(DATA EXTRACT):
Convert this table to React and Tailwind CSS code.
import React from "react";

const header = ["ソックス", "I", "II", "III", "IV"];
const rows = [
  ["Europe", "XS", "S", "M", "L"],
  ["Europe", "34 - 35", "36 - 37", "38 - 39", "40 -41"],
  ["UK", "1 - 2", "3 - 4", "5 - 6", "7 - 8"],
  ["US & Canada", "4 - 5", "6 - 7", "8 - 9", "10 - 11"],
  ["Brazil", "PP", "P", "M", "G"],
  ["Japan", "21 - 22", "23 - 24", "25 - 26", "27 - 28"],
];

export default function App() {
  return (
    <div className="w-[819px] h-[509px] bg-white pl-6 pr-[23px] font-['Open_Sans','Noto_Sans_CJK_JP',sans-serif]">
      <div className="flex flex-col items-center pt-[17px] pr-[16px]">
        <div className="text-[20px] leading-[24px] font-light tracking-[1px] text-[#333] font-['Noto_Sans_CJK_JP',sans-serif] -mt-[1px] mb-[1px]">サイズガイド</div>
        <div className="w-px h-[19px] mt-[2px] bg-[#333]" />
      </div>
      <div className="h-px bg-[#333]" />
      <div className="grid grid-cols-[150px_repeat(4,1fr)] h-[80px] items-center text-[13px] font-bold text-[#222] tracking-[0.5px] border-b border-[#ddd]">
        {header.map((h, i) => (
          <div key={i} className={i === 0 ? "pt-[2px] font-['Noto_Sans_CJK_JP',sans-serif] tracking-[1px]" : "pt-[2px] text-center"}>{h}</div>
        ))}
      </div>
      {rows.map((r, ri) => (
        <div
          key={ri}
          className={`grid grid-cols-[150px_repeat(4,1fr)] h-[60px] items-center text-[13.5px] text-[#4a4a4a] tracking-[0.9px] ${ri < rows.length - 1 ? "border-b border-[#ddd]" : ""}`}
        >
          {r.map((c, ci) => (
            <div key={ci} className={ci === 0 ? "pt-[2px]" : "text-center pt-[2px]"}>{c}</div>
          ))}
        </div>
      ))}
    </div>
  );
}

(PROBLEM STATEMENT): Collect from the data above every line that includes "React".

(SOLUTION TO THE PROBLEM):
Convert this table to React and Tailwind CSS code.
import React from "react";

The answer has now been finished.